Autant de choses mille fois répétées dans tous les pays et sur tous les tons.
M. Hargrave relève deux phrases significatives dans ce document parfaitement inutile. La première parait dans l'introduction :
"Les signataires ne se proposent pas de toucher la question très importante d'une politique monétaire, ni celle du change international. Quoique toutes deux soient d'une importance cardinale, elles ne tombent pas dans le champ des matières discutées ici."
D'importance cardinale ; mais on n'en parle pas.
On ne songe pas à les régler. On préfère régenter les hommes dans les limites du système financier, tel qu'on l'a.
La deuxième phrase se trouve à la page suivante, sous le titre "General Survey" :
"En vérité, les progrès réalisés dans l'industrie suffiraient, en eux-mêmes, à une augmentation encore plus grande de la richesse nationale, si ce n'étaient les difficultés qui s'élèvent dans le champ du change et de la distribution."
Ces 120 capitaines de l'industrie comprennent donc très bien les immenses possibilités productives de l'industrie moderne. Ils constatent non moins clairement que les difficultés résident à peu près exclusivement dans le domaine de la monnaie et du change.
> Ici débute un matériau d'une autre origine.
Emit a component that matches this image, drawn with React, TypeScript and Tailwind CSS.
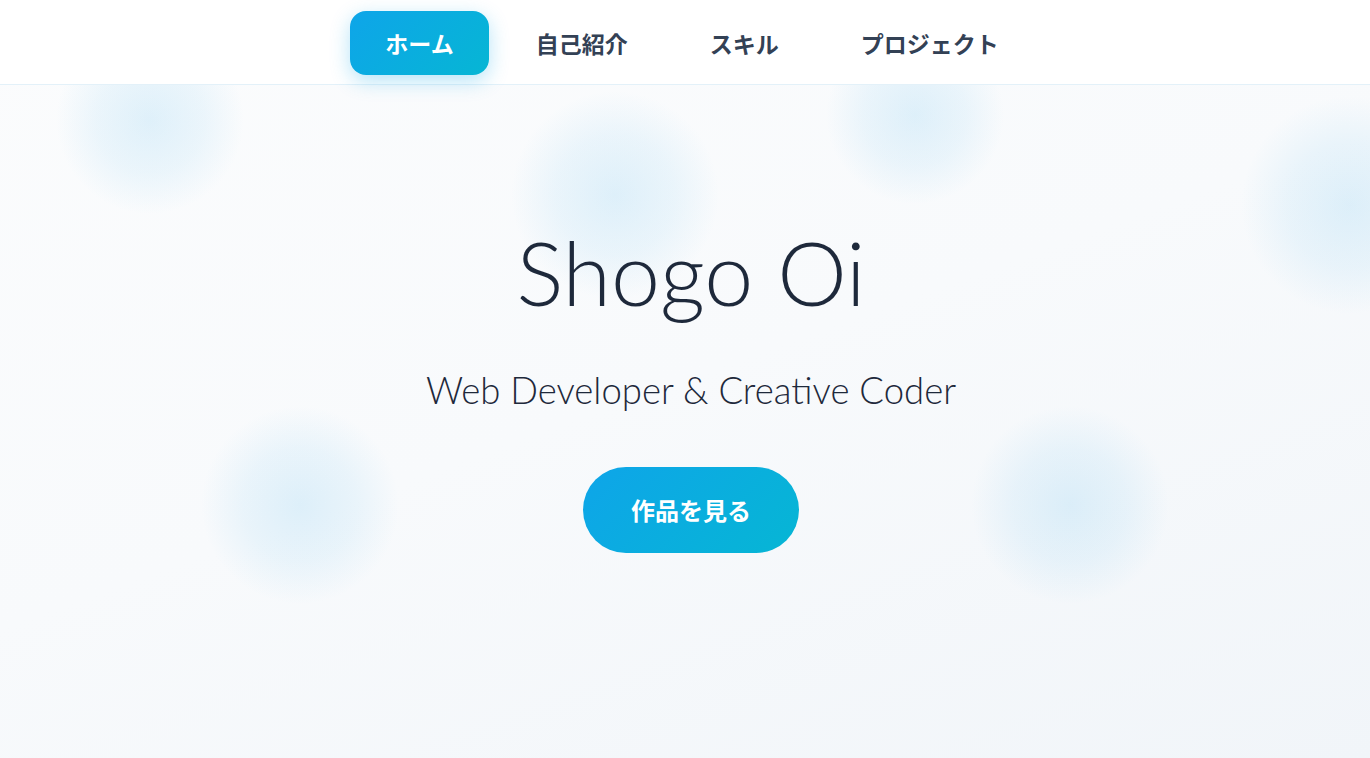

Mais ils s'occupent de tout, excepté du domaine de la monnaie et du change.
Pourquoi écrivent-ils ? Pourquoi publient-ils ce document dispendieux ? Pour faire chercher les solutions ailleurs que dans le domaine où sont situés les problèmes ?
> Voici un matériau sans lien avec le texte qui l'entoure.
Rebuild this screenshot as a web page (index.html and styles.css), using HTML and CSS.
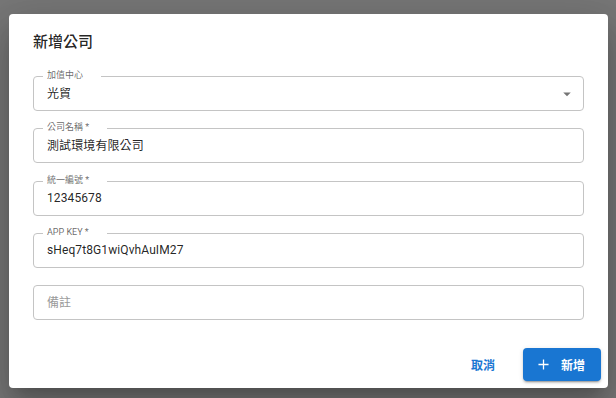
FILE: index.html
```html
<!DOCTYPE html>
<html lang="zh-Hant">

<head>
    <meta charset="utf-8">
    <title>新增公司</title>
    <link rel="stylesheet" href="styles.css">
</head>

<body>
    <div class="dialog">
        <h2 class="dialog-title">新增公司</h2>

        <div class="dialog-content">
            <div class="field select">
                <span class="field-label">加值中心</span>
                <span class="field-value">光貿</span>
                <svg class="arrow" viewBox="0 0 24 24" width="18" height="18">
                    <path d="M7 10l5 5 5-5z" fill="#757575"></path>
                </svg>
            </div>
            <div class="field">
                <span class="field-label">公司名稱 *</span>
                <span class="field-value">測試環境有限公司</span>
            </div>
            <div class="field">
                <span class="field-label">統一編號 *</span>
                <span class="field-value">12345678</span>
            </div>
            <div class="field">
                <span class="field-label">APP KEY *</span>
                <span class="field-value">sHeq7t8G1wiQvhAuIM27</span>
            </div>
            <div class="field">
                <span class="field-value placeholder">備註</span>
            </div>
        </div>

        <div class="dialog-actions">
            <button class="btn btn-text">取消</button>
            <button class="btn btn-primary">
                <svg viewBox="0 0 12 12" width="11" height="11">
                    <path d="M6 0.5v11M0.5 6h11" stroke="#fff" stroke-width="1.4" fill="none"></path>
                </svg>
                新增
            </button>
        </div>
    </div>
</body>

</html>
```

FILE: styles.css
```css
* {
    box-sizing: border-box;
}

html,
body {
    height: 100%;
}

body {
    margin: 0;
    padding: 14px 0 0 9px;
    background-color: #777;
    font-family: Roboto, "Noto Sans CJK TC", sans-serif;
    color: rgba(0, 0, 0, 0.87);
    overflow: hidden;
}

.dialog {
    display: flex;
    flex-direction: column;
    width: 599px;
    height: 374px;
    background-color: #fff;
    border-radius: 4px;
    box-shadow: 0 11px 15px -7px rgba(0, 0, 0, 0.2),
        0 24px 38px 3px rgba(0, 0, 0, 0.14),
        0 9px 46px 8px rgba(0, 0, 0, 0.12);
}

.dialog-title {
    margin: 0;
    padding: 16px 24px 0;
    font-size: 15px;
    font-weight: 500;
    line-height: 24px;
}

.dialog-content {
    display: flex;
    flex-direction: column;
    gap: 17.3px;
    padding: 22px 24px 0;
}

.field {
    position: relative;
    display: flex;
    align-items: center;
    height: 35px;
    padding: 0 13px;
    border: 1px solid #c4c4c4;
    border-radius: 4px;
}

.field-label {
    position: absolute;
    top: -8px;
    left: 9px;
    padding: 0 18px 0 4px;
    background-color: #fff;
    font-size: 9px;
    line-height: 12px;
    color: rgba(0, 0, 0, 0.6);
}

.field-value {
    font-size: 12px;
    line-height: 16px;
    letter-spacing: 0.1px;
}

.placeholder {
    color: #9a9a9a;
}

.select {
    justify-content: space-between;
    padding-right: 7px;
}

.dialog-actions {
    display: flex;
    justify-content: flex-end;
    align-items: center;
    gap: 20px;
    margin-top: auto;
    padding: 7px;
}

.btn {
    display: flex;
    align-items: center;
    border: none;
    font-family: Roboto, "Noto Sans CJK TC", sans-serif;
    font-size: 12px;
    font-weight: 700;
    cursor: pointer;
}

.btn-text {
    padding: 8px;
    background-color: transparent;
    color: #1976d2;
}

.btn-primary {
    gap: 12px;
    height: 33px;
    padding: 0 16px 0 15px;
    background-color: #1976d2;
    color: #fff;
    border-radius: 4px;
    box-shadow: 0 3px 1px -2px rgba(0, 0, 0, 0.2),
        0 2px 2px 0 rgba(0, 0, 0, 0.14),
        0 1px 5px 0 rgba(0, 0, 0, 0.12);
}
```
Est-ce afin de protéger les inviolables qu'on entretient le public avec cette bouillie pour les chats ?
Cela se passe en Angleterre : ne trouve-t-on pas la même chose au Canada ? Si l'on excepte les créditistes, ne préconise-t-on pas toutes les réformes, depuis celle du cœur humain jusqu'à la récupération des vidanges, mais sans jamais toucher aux privilèges sacrés des faiseurs et destructeurs d'argent ?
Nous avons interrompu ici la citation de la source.